When accountability exists, the stakeholders are confident that their investment is in safe hands, which motivates them to invest more to expand the business and create more wealth. Business expansion creates employment, which benefits the community and leads to economic growth. This concept justifies the need to maximize their wealth through investments.
Unethical actions may not be illegal behavior per se. Determining the ethical soundness of a business or business decision should consider three main aspects: whether the deed discriminates an individual unfairly or interfere with the legal or moral rights, whether the business decisions bring about a conflict among stakeholders, and measures put in place to remedy potential disputes, and conformity to accepted ethical standards.
Scholars should well address the existence of various ethical theories concerning business activities. An additional aspect that should be clarified is how a business should operate and derive its principles from already existing statutes within the society. Nevertheless, a business should strive to support the needs of its stakeholders as well as the surrounding community for peaceful coexistence.
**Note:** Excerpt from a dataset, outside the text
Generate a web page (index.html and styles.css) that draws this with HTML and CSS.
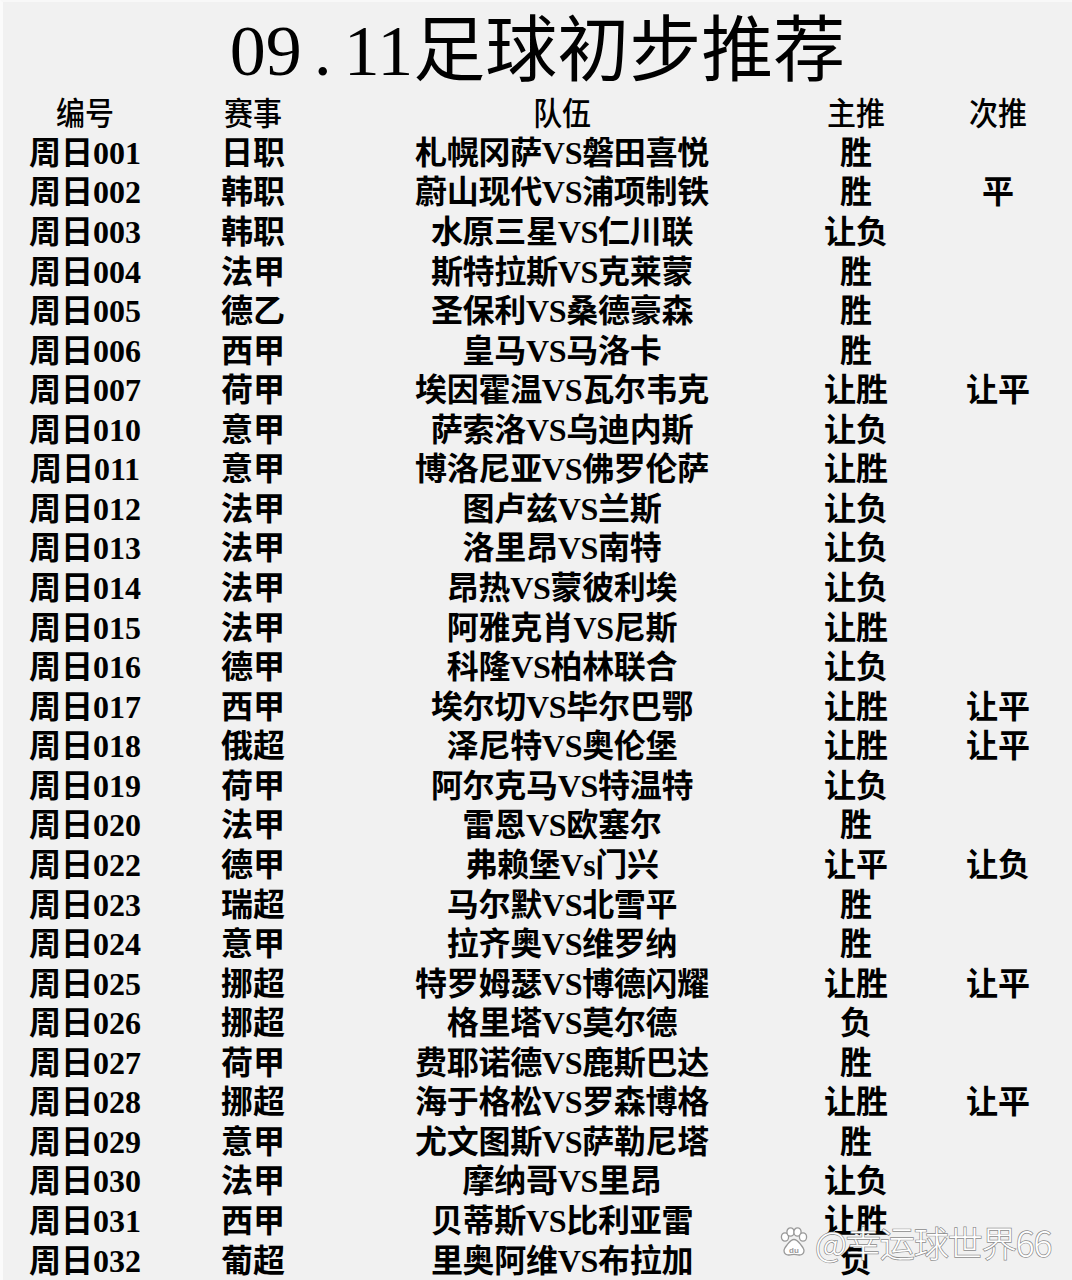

Ayuso, S., Rodríguez, M. A., García-Castro, R., & Ariño, M. A. (2014). Maximizing stakeholders’ interests: An empirical analysis of the stakeholder approach to corporate governance. Business & Society, 53(3), 414-439.
Harrison, J. S., Freeman, R. E., & de Abreu, M. C. S. (2015). Stakeholder theory as an ethical approach to effective management: Applying the theory to multiple contexts. Revista Brasileira de Gestão de Negócios, 17(55), 858.
Miller, D., & Breton‐Miller, L. (2014). Deconstructing socioemotional wealth. Entrepreneurship Theory and Practice, 38(4), 713-720.